● WORK TO COMPLETE
From the entries below, extract every line that includes the word "TypeScript".

● RECORD EXCERPTS
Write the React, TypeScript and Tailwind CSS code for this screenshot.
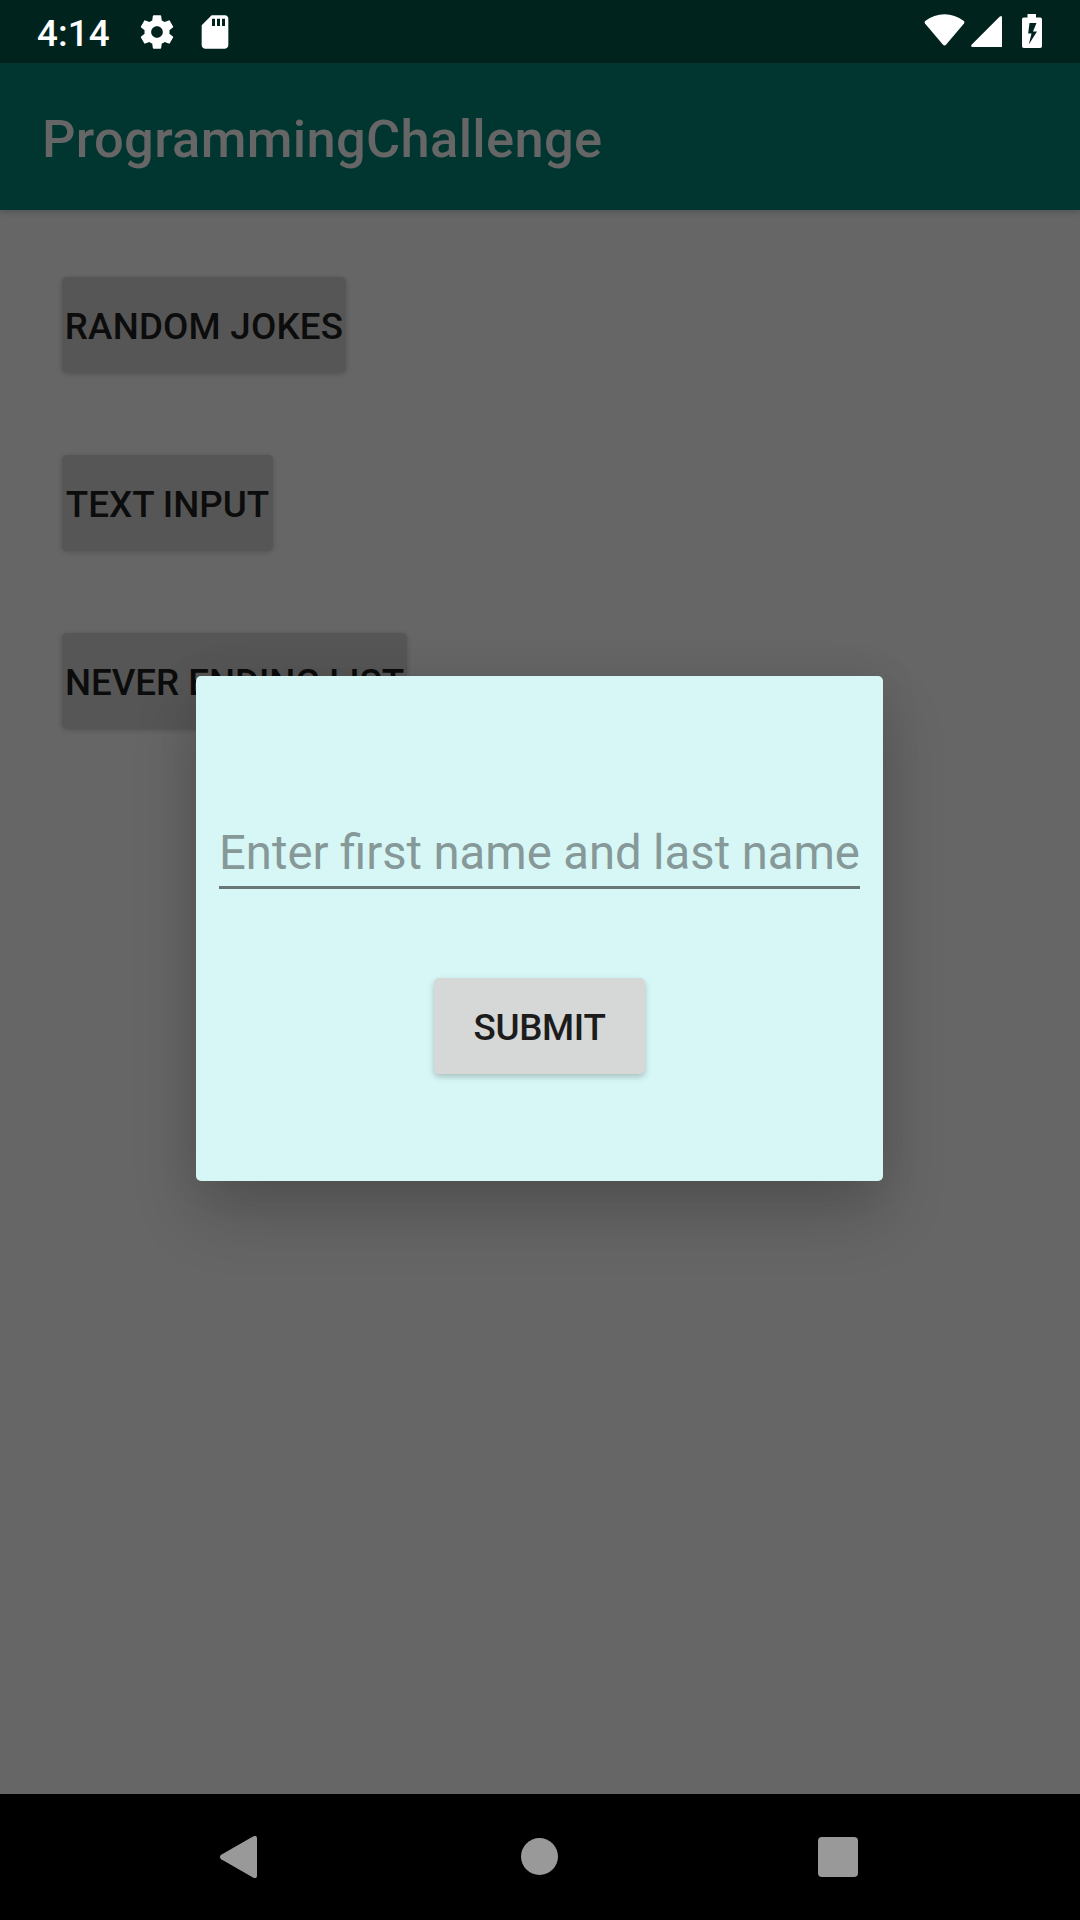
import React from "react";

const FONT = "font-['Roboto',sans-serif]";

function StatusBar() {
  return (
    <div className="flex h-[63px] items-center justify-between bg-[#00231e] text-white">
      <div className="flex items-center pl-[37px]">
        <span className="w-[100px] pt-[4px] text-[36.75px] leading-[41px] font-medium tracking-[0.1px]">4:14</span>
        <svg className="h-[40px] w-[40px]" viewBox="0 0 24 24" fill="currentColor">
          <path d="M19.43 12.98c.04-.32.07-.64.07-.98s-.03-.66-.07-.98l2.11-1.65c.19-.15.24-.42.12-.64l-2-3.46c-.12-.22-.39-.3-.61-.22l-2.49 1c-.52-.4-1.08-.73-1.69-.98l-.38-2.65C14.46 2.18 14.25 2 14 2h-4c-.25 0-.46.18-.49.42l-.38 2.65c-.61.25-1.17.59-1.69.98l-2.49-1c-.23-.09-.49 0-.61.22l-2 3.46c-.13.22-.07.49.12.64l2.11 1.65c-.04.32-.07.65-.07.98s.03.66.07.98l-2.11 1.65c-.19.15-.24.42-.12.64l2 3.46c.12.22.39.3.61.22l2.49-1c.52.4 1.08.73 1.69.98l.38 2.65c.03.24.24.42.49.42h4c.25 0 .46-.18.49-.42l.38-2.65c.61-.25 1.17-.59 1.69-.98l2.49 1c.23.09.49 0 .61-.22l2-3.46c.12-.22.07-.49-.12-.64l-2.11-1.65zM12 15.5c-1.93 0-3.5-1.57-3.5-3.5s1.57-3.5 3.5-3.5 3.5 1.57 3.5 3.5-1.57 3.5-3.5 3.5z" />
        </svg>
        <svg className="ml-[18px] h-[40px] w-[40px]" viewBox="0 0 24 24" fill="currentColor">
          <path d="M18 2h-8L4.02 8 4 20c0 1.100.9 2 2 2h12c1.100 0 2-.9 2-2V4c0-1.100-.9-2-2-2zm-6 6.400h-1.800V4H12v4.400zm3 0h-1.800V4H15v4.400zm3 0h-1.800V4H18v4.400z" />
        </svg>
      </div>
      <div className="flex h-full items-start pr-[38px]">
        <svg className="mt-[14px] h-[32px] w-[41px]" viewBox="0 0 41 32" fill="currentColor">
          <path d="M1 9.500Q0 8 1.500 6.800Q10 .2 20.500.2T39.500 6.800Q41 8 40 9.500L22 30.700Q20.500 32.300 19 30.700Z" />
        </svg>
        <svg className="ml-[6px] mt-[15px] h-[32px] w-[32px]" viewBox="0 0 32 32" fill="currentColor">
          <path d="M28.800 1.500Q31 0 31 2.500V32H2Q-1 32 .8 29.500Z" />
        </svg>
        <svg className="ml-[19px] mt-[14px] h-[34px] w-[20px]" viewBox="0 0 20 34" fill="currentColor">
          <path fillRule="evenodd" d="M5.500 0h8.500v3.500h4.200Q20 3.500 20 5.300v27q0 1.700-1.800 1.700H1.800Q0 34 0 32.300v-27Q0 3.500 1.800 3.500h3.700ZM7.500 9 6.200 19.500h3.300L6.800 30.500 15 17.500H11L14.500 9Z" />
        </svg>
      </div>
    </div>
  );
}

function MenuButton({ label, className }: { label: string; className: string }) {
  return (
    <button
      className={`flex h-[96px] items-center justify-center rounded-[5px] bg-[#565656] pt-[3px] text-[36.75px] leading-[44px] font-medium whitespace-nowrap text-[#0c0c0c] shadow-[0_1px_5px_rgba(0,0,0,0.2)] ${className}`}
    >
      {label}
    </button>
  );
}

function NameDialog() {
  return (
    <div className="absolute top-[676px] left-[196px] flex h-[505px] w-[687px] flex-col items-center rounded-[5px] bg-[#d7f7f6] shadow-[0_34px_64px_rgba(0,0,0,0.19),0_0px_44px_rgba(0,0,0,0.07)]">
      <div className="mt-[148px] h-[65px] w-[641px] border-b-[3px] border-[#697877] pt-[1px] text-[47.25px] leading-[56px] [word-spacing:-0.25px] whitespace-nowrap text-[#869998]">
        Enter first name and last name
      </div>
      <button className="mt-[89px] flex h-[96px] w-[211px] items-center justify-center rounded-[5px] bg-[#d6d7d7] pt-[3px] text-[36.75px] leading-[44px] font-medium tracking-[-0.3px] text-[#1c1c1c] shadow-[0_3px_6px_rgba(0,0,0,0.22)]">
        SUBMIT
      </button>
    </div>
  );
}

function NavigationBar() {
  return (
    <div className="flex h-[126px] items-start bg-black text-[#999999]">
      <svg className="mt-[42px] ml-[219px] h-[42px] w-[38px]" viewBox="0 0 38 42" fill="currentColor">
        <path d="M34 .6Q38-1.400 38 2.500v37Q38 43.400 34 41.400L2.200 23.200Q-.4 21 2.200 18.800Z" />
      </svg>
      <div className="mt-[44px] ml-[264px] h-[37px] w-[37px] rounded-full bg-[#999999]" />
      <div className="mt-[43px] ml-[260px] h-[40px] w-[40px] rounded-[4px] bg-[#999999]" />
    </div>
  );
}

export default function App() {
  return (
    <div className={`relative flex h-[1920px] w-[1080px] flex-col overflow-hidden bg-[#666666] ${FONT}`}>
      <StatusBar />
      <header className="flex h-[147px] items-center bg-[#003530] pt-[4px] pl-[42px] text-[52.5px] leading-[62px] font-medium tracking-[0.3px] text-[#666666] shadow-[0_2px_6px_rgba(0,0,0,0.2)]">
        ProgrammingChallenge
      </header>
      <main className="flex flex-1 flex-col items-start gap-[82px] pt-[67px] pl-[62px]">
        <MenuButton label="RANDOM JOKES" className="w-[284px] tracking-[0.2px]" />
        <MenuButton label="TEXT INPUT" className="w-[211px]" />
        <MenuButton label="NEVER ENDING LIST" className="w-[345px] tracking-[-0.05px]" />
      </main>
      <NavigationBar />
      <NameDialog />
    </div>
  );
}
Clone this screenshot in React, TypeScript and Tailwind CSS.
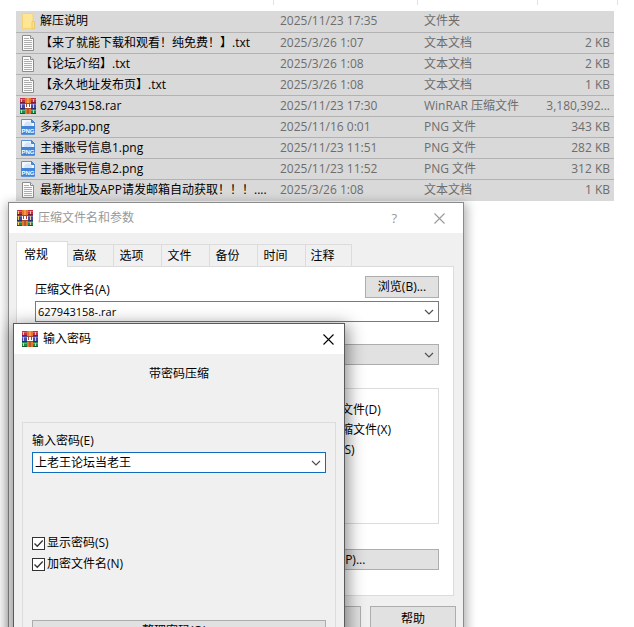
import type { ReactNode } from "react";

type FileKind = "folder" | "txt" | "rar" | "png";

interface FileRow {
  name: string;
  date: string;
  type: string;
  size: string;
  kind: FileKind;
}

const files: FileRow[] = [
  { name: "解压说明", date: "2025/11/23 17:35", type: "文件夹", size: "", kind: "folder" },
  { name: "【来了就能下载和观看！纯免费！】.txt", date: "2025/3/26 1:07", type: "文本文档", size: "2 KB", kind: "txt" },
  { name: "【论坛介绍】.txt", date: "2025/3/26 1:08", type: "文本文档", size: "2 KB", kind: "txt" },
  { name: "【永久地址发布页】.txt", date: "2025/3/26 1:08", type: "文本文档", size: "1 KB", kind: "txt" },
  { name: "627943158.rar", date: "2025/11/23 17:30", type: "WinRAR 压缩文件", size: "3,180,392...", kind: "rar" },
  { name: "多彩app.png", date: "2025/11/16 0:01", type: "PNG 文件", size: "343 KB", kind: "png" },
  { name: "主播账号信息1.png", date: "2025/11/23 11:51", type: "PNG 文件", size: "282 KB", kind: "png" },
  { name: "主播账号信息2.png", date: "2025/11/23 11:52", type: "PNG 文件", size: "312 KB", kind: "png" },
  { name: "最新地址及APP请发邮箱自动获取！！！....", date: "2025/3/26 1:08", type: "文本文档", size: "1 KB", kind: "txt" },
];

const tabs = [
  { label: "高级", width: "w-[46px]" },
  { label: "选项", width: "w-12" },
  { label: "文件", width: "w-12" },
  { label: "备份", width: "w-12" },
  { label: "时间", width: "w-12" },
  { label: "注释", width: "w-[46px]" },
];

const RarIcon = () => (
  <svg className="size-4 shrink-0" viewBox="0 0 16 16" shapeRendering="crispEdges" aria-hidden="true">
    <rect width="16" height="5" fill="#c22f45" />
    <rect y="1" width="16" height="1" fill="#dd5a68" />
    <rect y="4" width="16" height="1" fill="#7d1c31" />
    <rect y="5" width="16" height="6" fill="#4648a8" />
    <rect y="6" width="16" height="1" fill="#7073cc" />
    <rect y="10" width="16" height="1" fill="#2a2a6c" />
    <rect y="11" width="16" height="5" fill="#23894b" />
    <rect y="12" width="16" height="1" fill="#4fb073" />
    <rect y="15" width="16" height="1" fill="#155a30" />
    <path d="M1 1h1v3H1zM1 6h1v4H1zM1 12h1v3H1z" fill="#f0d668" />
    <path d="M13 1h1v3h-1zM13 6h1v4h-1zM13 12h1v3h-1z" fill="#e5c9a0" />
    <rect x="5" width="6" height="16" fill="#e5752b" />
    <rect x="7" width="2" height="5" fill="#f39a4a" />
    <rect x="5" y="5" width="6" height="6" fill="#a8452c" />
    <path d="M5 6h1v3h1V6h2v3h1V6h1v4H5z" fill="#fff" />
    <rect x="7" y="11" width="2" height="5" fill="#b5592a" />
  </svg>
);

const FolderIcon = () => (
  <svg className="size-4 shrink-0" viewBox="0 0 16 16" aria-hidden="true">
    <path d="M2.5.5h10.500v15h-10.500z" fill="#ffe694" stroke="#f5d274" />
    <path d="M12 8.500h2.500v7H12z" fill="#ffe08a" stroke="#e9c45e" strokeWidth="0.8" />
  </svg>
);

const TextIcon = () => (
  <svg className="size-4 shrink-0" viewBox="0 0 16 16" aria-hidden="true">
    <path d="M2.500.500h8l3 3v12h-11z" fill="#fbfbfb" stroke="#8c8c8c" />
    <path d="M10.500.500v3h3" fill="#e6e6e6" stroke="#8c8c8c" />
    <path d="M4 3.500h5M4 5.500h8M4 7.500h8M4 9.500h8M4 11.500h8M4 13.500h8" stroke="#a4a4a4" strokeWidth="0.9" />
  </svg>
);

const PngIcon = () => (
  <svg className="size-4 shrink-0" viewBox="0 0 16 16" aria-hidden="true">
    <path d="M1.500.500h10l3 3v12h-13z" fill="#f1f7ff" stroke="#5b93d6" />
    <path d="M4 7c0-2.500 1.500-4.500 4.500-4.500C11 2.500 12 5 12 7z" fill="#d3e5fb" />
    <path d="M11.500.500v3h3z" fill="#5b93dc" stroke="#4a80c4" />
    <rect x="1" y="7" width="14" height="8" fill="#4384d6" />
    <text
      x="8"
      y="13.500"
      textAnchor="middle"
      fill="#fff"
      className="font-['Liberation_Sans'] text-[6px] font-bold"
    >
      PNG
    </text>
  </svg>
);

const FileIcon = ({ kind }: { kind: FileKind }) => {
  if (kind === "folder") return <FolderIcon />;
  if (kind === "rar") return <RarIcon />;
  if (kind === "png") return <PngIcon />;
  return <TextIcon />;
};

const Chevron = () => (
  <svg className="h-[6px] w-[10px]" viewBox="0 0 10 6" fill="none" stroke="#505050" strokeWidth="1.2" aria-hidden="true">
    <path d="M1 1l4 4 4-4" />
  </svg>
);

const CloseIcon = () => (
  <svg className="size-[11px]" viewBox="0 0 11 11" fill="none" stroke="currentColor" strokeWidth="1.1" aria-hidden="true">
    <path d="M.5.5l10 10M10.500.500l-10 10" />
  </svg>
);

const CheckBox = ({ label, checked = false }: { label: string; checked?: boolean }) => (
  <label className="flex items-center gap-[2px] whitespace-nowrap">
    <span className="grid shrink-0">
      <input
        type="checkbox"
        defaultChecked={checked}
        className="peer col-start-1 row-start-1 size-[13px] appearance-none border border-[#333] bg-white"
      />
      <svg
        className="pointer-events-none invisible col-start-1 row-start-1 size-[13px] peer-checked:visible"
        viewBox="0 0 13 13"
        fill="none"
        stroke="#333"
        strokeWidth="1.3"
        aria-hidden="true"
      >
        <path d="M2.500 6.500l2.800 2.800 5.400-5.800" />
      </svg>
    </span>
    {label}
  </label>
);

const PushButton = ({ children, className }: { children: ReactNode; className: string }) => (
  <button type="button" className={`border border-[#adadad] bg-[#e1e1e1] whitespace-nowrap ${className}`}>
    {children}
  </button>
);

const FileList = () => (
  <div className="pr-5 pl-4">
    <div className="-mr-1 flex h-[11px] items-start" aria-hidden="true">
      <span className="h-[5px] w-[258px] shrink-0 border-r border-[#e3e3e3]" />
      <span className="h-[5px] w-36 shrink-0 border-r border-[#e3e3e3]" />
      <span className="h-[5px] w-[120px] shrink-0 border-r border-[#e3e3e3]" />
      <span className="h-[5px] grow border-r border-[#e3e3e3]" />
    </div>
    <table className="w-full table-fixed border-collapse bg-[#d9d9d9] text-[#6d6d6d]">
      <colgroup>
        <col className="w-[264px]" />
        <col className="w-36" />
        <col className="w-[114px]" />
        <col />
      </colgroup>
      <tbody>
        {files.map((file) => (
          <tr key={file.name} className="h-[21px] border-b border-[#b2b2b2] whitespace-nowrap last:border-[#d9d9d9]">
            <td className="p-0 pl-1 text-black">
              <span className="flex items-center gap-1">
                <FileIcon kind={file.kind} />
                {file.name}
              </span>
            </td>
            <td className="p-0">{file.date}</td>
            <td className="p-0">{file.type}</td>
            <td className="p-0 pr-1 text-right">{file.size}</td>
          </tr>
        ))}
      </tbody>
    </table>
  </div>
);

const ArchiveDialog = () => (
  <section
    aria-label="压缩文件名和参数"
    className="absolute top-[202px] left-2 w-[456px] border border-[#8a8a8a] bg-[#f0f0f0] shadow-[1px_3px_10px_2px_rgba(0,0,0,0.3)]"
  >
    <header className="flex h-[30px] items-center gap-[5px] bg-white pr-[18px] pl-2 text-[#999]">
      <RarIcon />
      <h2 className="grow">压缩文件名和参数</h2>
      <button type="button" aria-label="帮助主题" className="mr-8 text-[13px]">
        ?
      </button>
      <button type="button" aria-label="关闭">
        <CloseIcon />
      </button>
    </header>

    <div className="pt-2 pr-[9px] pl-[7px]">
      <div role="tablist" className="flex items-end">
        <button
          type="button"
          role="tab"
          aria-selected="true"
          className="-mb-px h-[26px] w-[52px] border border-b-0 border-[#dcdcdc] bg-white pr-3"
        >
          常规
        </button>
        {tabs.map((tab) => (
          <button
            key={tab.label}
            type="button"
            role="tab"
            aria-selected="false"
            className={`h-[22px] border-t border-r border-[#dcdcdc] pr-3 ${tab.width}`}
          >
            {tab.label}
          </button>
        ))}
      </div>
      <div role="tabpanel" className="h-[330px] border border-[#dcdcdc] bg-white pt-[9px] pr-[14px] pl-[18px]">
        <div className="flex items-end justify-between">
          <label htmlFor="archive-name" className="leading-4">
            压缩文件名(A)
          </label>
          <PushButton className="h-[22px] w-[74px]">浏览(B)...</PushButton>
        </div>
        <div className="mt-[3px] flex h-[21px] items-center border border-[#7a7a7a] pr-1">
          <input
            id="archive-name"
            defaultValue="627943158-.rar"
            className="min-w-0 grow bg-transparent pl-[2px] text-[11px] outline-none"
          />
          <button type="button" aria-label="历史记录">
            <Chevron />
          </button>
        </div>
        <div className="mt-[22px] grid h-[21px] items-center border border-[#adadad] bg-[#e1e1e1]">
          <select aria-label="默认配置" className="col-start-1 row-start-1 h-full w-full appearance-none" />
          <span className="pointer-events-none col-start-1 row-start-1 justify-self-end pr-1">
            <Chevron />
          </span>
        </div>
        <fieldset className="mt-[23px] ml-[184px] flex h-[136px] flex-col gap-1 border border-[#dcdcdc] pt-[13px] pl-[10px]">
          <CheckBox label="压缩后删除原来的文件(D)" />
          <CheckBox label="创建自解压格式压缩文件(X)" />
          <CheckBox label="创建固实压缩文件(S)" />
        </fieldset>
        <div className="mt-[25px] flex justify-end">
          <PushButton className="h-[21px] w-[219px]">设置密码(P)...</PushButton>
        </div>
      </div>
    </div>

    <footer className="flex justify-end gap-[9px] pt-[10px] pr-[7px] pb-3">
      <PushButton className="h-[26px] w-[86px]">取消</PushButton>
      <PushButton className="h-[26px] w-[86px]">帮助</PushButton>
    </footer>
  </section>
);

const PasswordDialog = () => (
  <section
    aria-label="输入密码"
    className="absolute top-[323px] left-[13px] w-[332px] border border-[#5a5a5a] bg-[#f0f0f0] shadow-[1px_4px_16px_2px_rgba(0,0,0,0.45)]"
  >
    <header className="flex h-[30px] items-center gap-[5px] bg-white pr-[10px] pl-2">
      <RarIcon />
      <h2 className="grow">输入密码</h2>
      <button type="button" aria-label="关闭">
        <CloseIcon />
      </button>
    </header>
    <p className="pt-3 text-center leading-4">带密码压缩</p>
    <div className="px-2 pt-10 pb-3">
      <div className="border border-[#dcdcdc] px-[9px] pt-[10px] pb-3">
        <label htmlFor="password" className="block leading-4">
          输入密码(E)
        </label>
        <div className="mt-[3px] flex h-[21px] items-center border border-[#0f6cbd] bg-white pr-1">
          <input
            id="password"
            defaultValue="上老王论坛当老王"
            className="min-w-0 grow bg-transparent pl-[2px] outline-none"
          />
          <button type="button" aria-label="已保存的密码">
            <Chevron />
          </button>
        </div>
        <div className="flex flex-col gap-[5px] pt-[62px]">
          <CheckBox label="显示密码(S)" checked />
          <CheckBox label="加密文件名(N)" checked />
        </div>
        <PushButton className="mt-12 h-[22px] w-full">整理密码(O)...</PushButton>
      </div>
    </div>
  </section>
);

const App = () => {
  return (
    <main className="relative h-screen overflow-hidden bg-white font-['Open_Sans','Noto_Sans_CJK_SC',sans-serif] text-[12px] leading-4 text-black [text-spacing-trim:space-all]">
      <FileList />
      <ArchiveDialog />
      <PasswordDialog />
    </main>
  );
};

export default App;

● TASK SOLUTION
Write the React, TypeScript and Tailwind CSS code for this screenshot.
Clone this screenshot in React, TypeScript and Tailwind CSS.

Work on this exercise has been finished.